Thank you for your comment. I won’t be getting around to reading that book you suggested in the near future (although I will check it out), so if there is something that I have “overlooked” would you mind telling me here?

And yes, I would consider an alternate view. Anonymous commenters here frequently suggest that I have never read a dissenting viewpoint from my own, but they fail to realize that my viewpoint is shaped by reading many differing opinions. By the book title you suggested I’m assuming that you are referring to war, but as I stated in the blog Should Christians Vote for War or Capital Punishment (http://tommycmann.blogspot.com/2012/01/should-christians-vote-for-war-or.html), I believe in just wars. However, I have read Compollo (http://tommycmann.blogspot.com/2010/07/can-we-be-americans-and-christians-tony.html), Claiborne, McClaren, Miller, and others who believe that there is never a cause for war.

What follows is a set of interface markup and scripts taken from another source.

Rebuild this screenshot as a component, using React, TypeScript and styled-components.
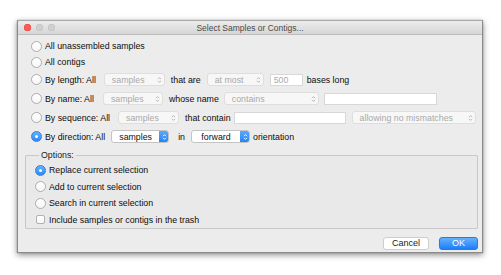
import React from 'react';
import styled, { createGlobalStyle } from 'styled-components';

const GlobalStyle = createGlobalStyle`
  html, body {
    margin: 0;
    padding: 0;
    background: #ffffff;
  }
  body {
    font-family: "Liberation Sans", Arial, sans-serif;
    font-size: 8.8px;
    color: #0d0d0d;
  }
`;

const Page = styled.div`
  width: 501px;
  height: 275px;
  padding: 20px 0 0 17px;
  box-sizing: border-box;
`;

const Window = styled.div`
  width: 466px;
  height: 233px;
  box-sizing: border-box;
  border: 1px solid #8a8a8a;
  border-top-color: #a8a8a8;
  background: #ececec;
  box-shadow: 0 2px 6px rgba(0, 0, 0, 0.45), 0 0 1px rgba(0, 0, 0, 0.3);
  display: flex;
  flex-direction: column;
`;

const TitleBar = styled.div`
  flex: none;
  height: 13px;
  border-bottom: 1px solid #bcbcbc;
  background: linear-gradient(#ececec, #d6d6d6);
  display: flex;
  align-items: center;
  position: relative;
`;

const Lights = styled.div`
  display: flex;
  gap: 5px;
  padding-left: 6px;
`;

const Light = styled.span<{ $color: string; $edge: string }>`
  width: 7px;
  height: 7px;
  border-radius: 50%;
  background: ${(p) => p.$color};
  box-shadow: inset 0 0 0 0.5px ${(p) => p.$edge};
`;

const Title = styled.div`
  position: absolute;
  left: 0;
  right: 0;
  text-align: center;
  font-size: 8.5px;
  color: #4a4a4a;
`;

const Content = styled.div`
  flex: 1;
  min-height: 0;
  display: flex;
  flex-direction: column;
  padding: 3px 4px 3px 13px;
`;

const Row = styled.div<{ $h: number }>`
  flex: none;
  height: ${(p) => p.$h}px;
  display: flex;
  align-items: center;
  white-space: nowrap;
`;

const Radio = styled.span<{ $on?: boolean }>`
  width: 11px;
  height: 11px;
  box-sizing: border-box;
  border-radius: 50%;
  flex: none;
  margin-right: 3px;
  display: flex;
  align-items: center;
  justify-content: center;
  border: 1px solid ${(p) => (p.$on ? '#2f80ea' : '#adadad')};
  background: ${(p) => (p.$on ? 'linear-gradient(#65b1fc, #2c8af6)' : 'linear-gradient(#ffffff, #f6f6f6)')};

  &::after {
    content: '';
    width: 3.5px;
    height: 3.5px;
    border-radius: 50%;
    background: #ffffff;
    display: ${(p) => (p.$on ? 'block' : 'none')};
  }
`;

const Check = styled.span`
  width: 9px;
  height: 9px;
  box-sizing: border-box;
  border: 1px solid #b2b2b2;
  border-radius: 2px;
  background: linear-gradient(#ffffff, #f7f7f7);
  margin: 0 4px 0 1px;
  flex: none;
`;

const Label = styled.span<{ $gap?: number }>`
  margin-right: ${(p) => p.$gap ?? 6}px;
  color: #0d0d0d;
`;

const Popup = styled.span<{ $w: number; $on?: boolean; $gap?: number }>`
  width: ${(p) => p.$w}px;
  height: 13px;
  box-sizing: border-box;
  flex: none;
  display: flex;
  align-items: center;
  margin-right: ${(p) => p.$gap ?? 6}px;
  border-radius: 3px;
  border: 1px solid ${(p) => (p.$on ? '#c4c4c4' : '#dedede')};
  background: ${(p) => (p.$on ? '#ffffff' : '#f7f7f7')};
  color: ${(p) => (p.$on ? '#111111' : '#a9a9a9')};
  overflow: hidden;
`;

const PopupText = styled.span<{ $center?: boolean }>`
  flex: 1;
  padding-left: ${(p) => (p.$center ? 0 : 7)}px;
  text-align: ${(p) => (p.$center ? 'center' : 'left')};
`;

const Stepper = styled.span<{ $on?: boolean }>`
  width: ${(p) => (p.$on ? 10 : 9)}px;
  align-self: stretch;
  display: flex;
  align-items: center;
  justify-content: center;
  margin: ${(p) => (p.$on ? '-1px -1px -1px 0' : '0')};
  border-radius: ${(p) => (p.$on ? '0 3px 3px 0' : '0')};
  background: ${(p) => (p.$on ? 'linear-gradient(#5eacfb, #2381f5)' : 'transparent')};
`;

const Field = styled.span<{ $w: number; $gap?: number }>`
  width: ${(p) => p.$w}px;
  height: 12px;
  box-sizing: border-box;
  flex: none;
  display: flex;
  align-items: center;
  padding-left: 3px;
  margin-right: ${(p) => p.$gap ?? 6}px;
  border: 1px solid #d8d8d8;
  background: #ffffff;
  color: #a9a9a9;
`;

const Group = styled.fieldset`
  flex: none;
  margin: 3px 0 0 -6px;
  padding: 1px 0 0 9px;
  border: 1px solid #c8c8c8;
  border-radius: 1px;
  background: rgba(0, 0, 0, 0.012);
  min-inline-size: 0;
  display: flex;
  flex-direction: column;
`;

const Legend = styled.legend`
  padding: 0 2px;
  margin-left: 4px;
  line-height: 12px;
  color: #222222;
`;

const OptionRow = styled.div`
  height: 16.5px;
  display: flex;
  align-items: center;
  white-space: nowrap;
`;

const Buttons = styled.div`
  display: flex;
  justify-content: flex-end;
  gap: 10px;
  margin-top: 8px;
`;

const Button = styled.button<{ $w: number; $primary?: boolean }>`
  width: ${(p) => p.$w}px;
  height: 13px;
  padding: 0;
  box-sizing: border-box;
  border-radius: 3px;
  font-family: "Liberation Sans", Arial, sans-serif;
  font-size: 9px;
  line-height: 11px;
  border: 1px solid ${(p) => (p.$primary ? '#2679e8' : '#cdcdcd')};
  background: ${(p) => (p.$primary ? 'linear-gradient(#65b1fd, #1b7ff6)' : '#ffffff')};
  color: ${(p) => (p.$primary ? '#ffffff' : '#1a1a1a')};
`;

const Arrows: React.FC<{ color: string }> = ({ color }) => (
  <svg width="5" height="8" viewBox="0 0 5 8">
    <path d="M1 3.2 L2.5 1.6 L4 3.2 M1 4.8 L2.5 6.4 L4 4.8" fill="none" stroke={color} strokeWidth="0.9" />
  </svg>
);

const Select: React.FC<{ w: number; text: string; on?: boolean; gap?: number }> = ({ w, text, on, gap }) => (
  <Popup $w={w} $on={on} $gap={gap}>
    <PopupText $center={on}>{text}</PopupText>
    <Stepper $on={on}>
      <Arrows color={on ? '#ffffff' : '#b0b0b0'} />
    </Stepper>
  </Popup>
);

const App: React.FC = () => {
  return (
    <Page>
      <GlobalStyle />
      <Window>
        <TitleBar>
          <Lights>
            <Light $color="#fc5b57" $edge="#e0443e" />
            <Light $color="#d0d0d0" $edge="#c0c0c0" />
            <Light $color="#d0d0d0" $edge="#c0c0c0" />
          </Lights>
          <Title>Select Samples or Contigs...</Title>
        </TitleBar>
        <Content>
          <Row $h={16}>
            <Radio />
            <Label>All unassembled samples</Label>
          </Row>
          <Row $h={16}>
            <Radio />
            <Label>All contigs</Label>
          </Row>
          <Row $h={19}>
            <Radio />
            <Label $gap={8}>By length: All</Label>
            <Select w={61} text="samples" />
            <Label>that are</Label>
            <Select w={57} text="at most" />
            <Field $w={33} $gap={4}>500</Field>
            <Label>bases long</Label>
          </Row>
          <Row $h={19}>
            <Radio />
            <Label $gap={9}>By name: All</Label>
            <Select w={60} text="samples" />
            <Label $gap={5}>whose name</Label>
            <Select w={95} text="contains" gap={5} />
            <Field $w={113} />
          </Row>
          <Row $h={19}>
            <Radio />
            <Label $gap={8}>By sequence: All</Label>
            <Select w={61} text="samples" />
            <Label $gap={3}>that contain</Label>
            <Field $w={112} />
            <Select w={124} text="allowing no mismatches" />
          </Row>
          <Row $h={19}>
            <Radio $on />
            <Label $gap={6}>By direction: All</Label>
            <Select w={58} text="samples" on gap={9} />
            <Label>in</Label>
            <Select w={59} text="forward" on gap={3} />
            <Label>orientation</Label>
          </Row>
          <Group>
            <Legend>Options:</Legend>
            <OptionRow>
              <Radio $on />
              <Label>Replace current selection</Label>
            </OptionRow>
            <OptionRow>
              <Radio />
              <Label>Add to current selection</Label>
            </OptionRow>
            <OptionRow>
              <Radio />
              <Label>Search in current selection</Label>
            </OptionRow>
            <OptionRow>
              <Check />
              <Label>Include samples or contigs in the trash</Label>
            </OptionRow>
          </Group>
          <Buttons>
            <Button $w={46}>Cancel</Button>
            <Button $w={39} $primary>OK</Button>
          </Buttons>
        </Content>
      </Window>
    </Page>
  );
};

export default App;
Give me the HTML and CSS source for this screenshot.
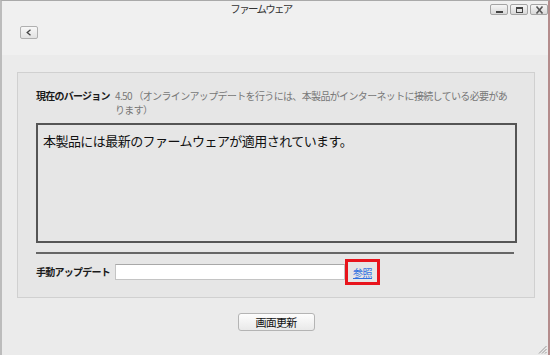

Brian McClaren has rightly pointed out that countries expand their borders through “bullets and bombs,” and I am opposed to that; the war on terror is not about America’s Manifest Destiny, but about being peacemakers to the victims of evil despots (Hussein, for example, murdered millions before he was brought to justice through this just war, and he would have murdered hundreds of thousands more).

Anti-war Christians like to talk about being peacemakers, but holding up images of the peace symbol doesn’t bring peace to Afghanistan; bombs and bullets have. If the anti-war movement prevailed then bin Laden and Hussein would be alive today murdering a dozen people per day over another few decades; where is the peacemaking and the social justice there?

So yes, I would be open to hearing an alternate opinion, but that doesn’t mean that I will change by belief.